▸ TASK STATEMENT:
Output the material exactly, but drop every image it holds.

##### GIVEN INFORMATION

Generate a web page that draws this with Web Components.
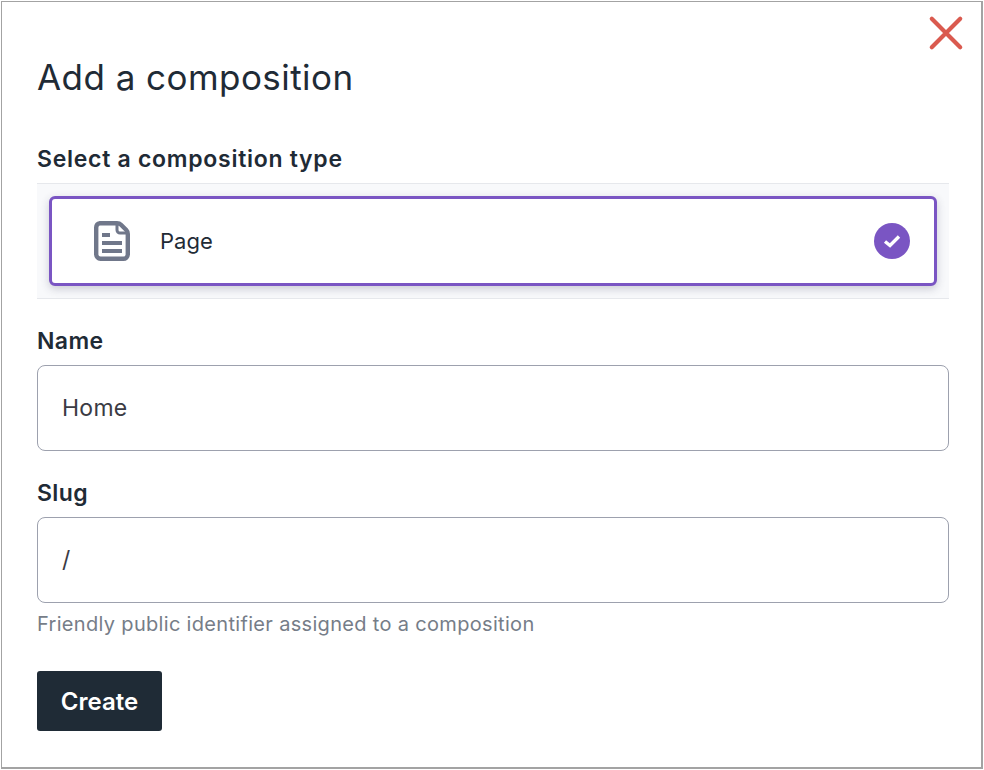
<!DOCTYPE html>
<html>
<head>
<meta charset="utf-8">
<title>Add a composition</title>
<style>
  html, body { margin: 0; padding: 0; background: #fff; }
  body { font-family: Inter, "Liberation Sans", sans-serif; color: #1f2b36; }
</style>
</head>
<body>
<add-composition-dialog>
  <type-picker label="Select a composition type">
    <type-card name="Page"></type-card>
  </type-picker>
  <text-field label="Name" value="Home"></text-field>
  <text-field label="Slug" value="/" hint="Friendly public identifier assigned to a composition"></text-field>
  <action-button>Create</action-button>
</add-composition-dialog>

<script>
class AddCompositionDialog extends HTMLElement {
  constructor() {
    super();
    this.attachShadow({ mode: 'open' });
    this.shadowRoot.innerHTML = `
      <style>
        :host {
          display: block;
          box-sizing: border-box;
          width: 982px;
          height: 768px;
          margin: 1px 0 0 1px;
          border: 1px solid #a3a3a3;
          border-right-width: 2px;
          border-bottom-width: 2px;
          position: relative;
          padding: 0 32px 0 35px;
        }
        h1 {
          margin: 0;
          padding-top: 53px;
          font-size: 35px;
          line-height: 44px;
          font-weight: 400;
          letter-spacing: 0.45px;
        }
        .close {
          position: absolute;
          top: 13px;
          right: 17px;
          width: 36px;
          height: 36px;
          padding: 0;
          border: 0;
          background: none;
        }
        .close svg { display: block; }
      </style>
      <button class="close" aria-label="Close">
        <svg width="36" height="36" viewBox="0 0 36 36">
          <path d="M3.8 3.8 L32.2 32.2 M32.2 3.8 L3.8 32.2" stroke="#da5a4f" stroke-width="4.2" stroke-linecap="round"/>
        </svg>
      </button>
      <h1>Add a composition</h1>
      <slot></slot>
    `;
  }
}

class TypePicker extends HTMLElement {
  constructor() {
    super();
    this.attachShadow({ mode: 'open' });
    this.shadowRoot.innerHTML = `
      <style>
        :host { display: block; margin-top: 45px; }
        .label {
          font-size: 23px;
          line-height: 30px;
          font-weight: 600;
          letter-spacing: 0.72px;
          height: 39px;
        }
        .tray {
          box-sizing: border-box;
          height: 116px;
          padding: 12px;
          background: #f8f9fb;
          border-top: 1px solid #e6e8ec;
          border-bottom: 1px solid #e6e8ec;
        }
      </style>
      <div class="label">${this.getAttribute('label')}</div>
      <div class="tray"><slot></slot></div>
    `;
  }
}

class TypeCard extends HTMLElement {
  constructor() {
    super();
    this.attachShadow({ mode: 'open' });
    this.shadowRoot.innerHTML = `
      <style>
        :host {
          display: flex;
          align-items: center;
          box-sizing: border-box;
          height: 90px;
          padding: 0 24px 0 42px;
          background: #fff;
          border: 3px solid #7a55c3;
          border-radius: 6px;
          box-shadow: 0 3px 8px rgba(60, 60, 90, 0.24);
        }
        svg { display: block; flex: none; }
        .name {
          margin-left: 30px;
          flex: 1;
          font-size: 22px;
          line-height: 30px;
        }
      </style>
      <svg width="36" height="40" viewBox="0 0 36 40">
        <path d="M6 2.2 H23 Q25.5 2.2 27 3.7 L32.3 9 Q33.8 10.5 33.8 13 V33.5 A4.5 4.5 0 0 1 29.3 37.8 H6.5 A4.5 4.5 0 0 1 2.2 33.5 V6.5 A4.5 4.5 0 0 1 6 2.2 Z" fill="none" stroke="#70778a" stroke-width="4.4" stroke-linejoin="round"/>
        <path d="M23 3 V9 A3 3 0 0 0 26 12 H33" fill="none" stroke="#70778a" stroke-width="3"/>
        <path d="M8 12 H16 V16 H8 Z M8 20 H28 V24 H8 Z M8 28 H28 V32 H8 Z" fill="#70778a"/>
      </svg>
      <span class="name">${this.getAttribute('name')}</span>
      <svg width="36" height="36" viewBox="0 0 36 36">
        <circle cx="18" cy="18" r="18" fill="#7a55c3"/>
        <path d="M11 18.5 L16 22.5 L25 13.5" fill="none" stroke="#fff" stroke-width="3.4"/>
      </svg>
    `;
  }
}

class TextField extends HTMLElement {
  constructor() {
    super();
    this.attachShadow({ mode: 'open' });
    const hint = this.getAttribute('hint');
    this.shadowRoot.innerHTML = `
      <style>
        :host { display: block; margin-top: 26px; }
        label {
          display: block;
          font-size: 23px;
          line-height: 32px;
          font-weight: 600;
          letter-spacing: 0.4px;
          height: 40px;
        }
        input {
          display: block;
          box-sizing: border-box;
          width: 100%;
          height: 86px;
          padding: 0 24px;
          border: 1px solid #9da1ae;
          border-radius: 8px;
          background: #fff;
          color: #3b3b44;
          font: 400 23px Inter, "Liberation Sans", sans-serif;
          letter-spacing: 0.25px;
          outline: none;
        }
        .hint {
          margin-top: 6px;
          font-size: 20px;
          line-height: 30px;
          letter-spacing: 0.32px;
          color: #767d88;
        }
      </style>
      <label>${this.getAttribute('label')}</label>
      <input type="text" value="${this.getAttribute('value')}">
      ${hint ? `<div class="hint">${hint}</div>` : ''}
    `;
  }
}

class ActionButton extends HTMLElement {
  constructor() {
    super();
    this.attachShadow({ mode: 'open' });
    this.shadowRoot.innerHTML = `
      <style>
        :host { display: block; margin-top: 32px; }
        button {
          display: block;
          box-sizing: border-box;
          width: 125px;
          height: 60px;
          padding: 0;
          border: 0;
          border-radius: 3px;
          background: #1f2b36;
          color: #fff;
          font: 600 24px Inter, "Liberation Sans", sans-serif;
        }
      </style>
      <button><slot></slot></button>
    `;
  }
}

customElements.define('add-composition-dialog', AddCompositionDialog);
customElements.define('type-picker', TypePicker);
customElements.define('type-card', TypeCard);
customElements.define('text-field', TextField);
customElements.define('action-button', ActionButton);
</script>
</body>
</html>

##########

▸ RESPONSE TO THE TASK:
Generate a web page that draws this with Web Components.
<!DOCTYPE html>
<html>
<head>
<meta charset="utf-8">
<title>Add a composition</title>
<style>
  html, body { margin: 0; padding: 0; background: #fff; }
  body { font-family: Inter, "Liberation Sans", sans-serif; color: #1f2b36; }
</style>
</head>
<body>
<add-composition-dialog>
  <type-picker label="Select a composition type">
    <type-card name="Page"></type-card>
  </type-picker>
  <text-field label="Name" value="Home"></text-field>
  <text-field label="Slug" value="/" hint="Friendly public identifier assigned to a composition"></text-field>
  <action-button>Create</action-button>
</add-composition-dialog>

<script>
class AddCompositionDialog extends HTMLElement {
  constructor() {
    super();
    this.attachShadow({ mode: 'open' });
    this.shadowRoot.innerHTML = `
      <style>
        :host {
          display: block;
          box-sizing: border-box;
          width: 982px;
          height: 768px;
          margin: 1px 0 0 1px;
          border: 1px solid #a3a3a3;
          border-right-width: 2px;
          border-bottom-width: 2px;
          position: relative;
          padding: 0 32px 0 35px;
        }
        h1 {
          margin: 0;
          padding-top: 53px;
          font-size: 35px;
          line-height: 44px;
          font-weight: 400;
          letter-spacing: 0.45px;
        }
        .close {
          position: absolute;
          top: 13px;
          right: 17px;
          width: 36px;
          height: 36px;
          padding: 0;
          border: 0;
          background: none;
        }
        .close svg { display: block; }
      </style>
      <button class="close" aria-label="Close">
        <svg width="36" height="36" viewBox="0 0 36 36">
          <path d="M3.8 3.8 L32.2 32.2 M32.2 3.8 L3.8 32.2" stroke="#da5a4f" stroke-width="4.2" stroke-linecap="round"/>
        </svg>
      </button>
      <h1>Add a composition</h1>
      <slot></slot>
    `;
  }
}

class TypePicker extends HTMLElement {
  constructor() {
    super();
    this.attachShadow({ mode: 'open' });
    this.shadowRoot.innerHTML = `
      <style>
        :host { display: block; margin-top: 45px; }
        .label {
          font-size: 23px;
          line-height: 30px;
          font-weight: 600;
          letter-spacing: 0.72px;
          height: 39px;
        }
        .tray {
          box-sizing: border-box;
          height: 116px;
          padding: 12px;
          background: #f8f9fb;
          border-top: 1px solid #e6e8ec;
          border-bottom: 1px solid #e6e8ec;
        }
      </style>
      <div class="label">${this.getAttribute('label')}</div>
      <div class="tray"><slot></slot></div>
    `;
  }
}

class TypeCard extends HTMLElement {
  constructor() {
    super();
    this.attachShadow({ mode: 'open' });
    this.shadowRoot.innerHTML = `
      <style>
        :host {
          display: flex;
          align-items: center;
          box-sizing: border-box;
          height: 90px;
          padding: 0 24px 0 42px;
          background: #fff;
          border: 3px solid #7a55c3;
          border-radius: 6px;
          box-shadow: 0 3px 8px rgba(60, 60, 90, 0.24);
        }
        svg { display: block; flex: none; }
        .name {
          margin-left: 30px;
          flex: 1;
          font-size: 22px;
          line-height: 30px;
        }
      </style>
      <svg width="36" height="40" viewBox="0 0 36 40">
        <path d="M6 2.2 H23 Q25.5 2.2 27 3.7 L32.3 9 Q33.8 10.5 33.8 13 V33.5 A4.5 4.5 0 0 1 29.3 37.8 H6.5 A4.5 4.5 0 0 1 2.2 33.5 V6.5 A4.5 4.5 0 0 1 6 2.2 Z" fill="none" stroke="#70778a" stroke-width="4.4" stroke-linejoin="round"/>
        <path d="M23 3 V9 A3 3 0 0 0 26 12 H33" fill="none" stroke="#70778a" stroke-width="3"/>
        <path d="M8 12 H16 V16 H8 Z M8 20 H28 V24 H8 Z M8 28 H28 V32 H8 Z" fill="#70778a"/>
      </svg>
      <span class="name">${this.getAttribute('name')}</span>
      <svg width="36" height="36" viewBox="0 0 36 36">
        <circle cx="18" cy="18" r="18" fill="#7a55c3"/>
        <path d="M11 18.5 L16 22.5 L25 13.5" fill="none" stroke="#fff" stroke-width="3.4"/>
      </svg>
    `;
  }
}

class TextField extends HTMLElement {
  constructor() {
    super();
    this.attachShadow({ mode: 'open' });
    const hint = this.getAttribute('hint');
    this.shadowRoot.innerHTML = `
      <style>
        :host { display: block; margin-top: 26px; }
        label {
          display: block;
          font-size: 23px;
          line-height: 32px;
          font-weight: 600;
          letter-spacing: 0.4px;
          height: 40px;
        }
        input {
          display: block;
          box-sizing: border-box;
          width: 100%;
          height: 86px;
          padding: 0 24px;
          border: 1px solid #9da1ae;
          border-radius: 8px;
          background: #fff;
          color: #3b3b44;
          font: 400 23px Inter, "Liberation Sans", sans-serif;
          letter-spacing: 0.25px;
          outline: none;
        }
        .hint {
          margin-top: 6px;
          font-size: 20px;
          line-height: 30px;
          letter-spacing: 0.32px;
          color: #767d88;
        }
      </style>
      <label>${this.getAttribute('label')}</label>
      <input type="text" value="${this.getAttribute('value')}">
      ${hint ? `<div class="hint">${hint}</div>` : ''}
    `;
  }
}

class ActionButton extends HTMLElement {
  constructor() {
    super();
    this.attachShadow({ mode: 'open' });
    this.shadowRoot.innerHTML = `
      <style>
        :host { display: block; margin-top: 32px; }
        button {
          display: block;
          box-sizing: border-box;
          width: 125px;
          height: 60px;
          padding: 0;
          border: 0;
          border-radius: 3px;
          background: #1f2b36;
          color: #fff;
          font: 600 24px Inter, "Liberation Sans", sans-serif;
        }
      </style>
      <button><slot></slot></button>
    `;
  }
}

customElements.define('add-composition-dialog', AddCompositionDialog);
customElements.define('type-picker', TypePicker);
customElements.define('type-card', TypeCard);
customElements.define('text-field', TextField);
customElements.define('action-button', ActionButton);
</script>
</body>
</html>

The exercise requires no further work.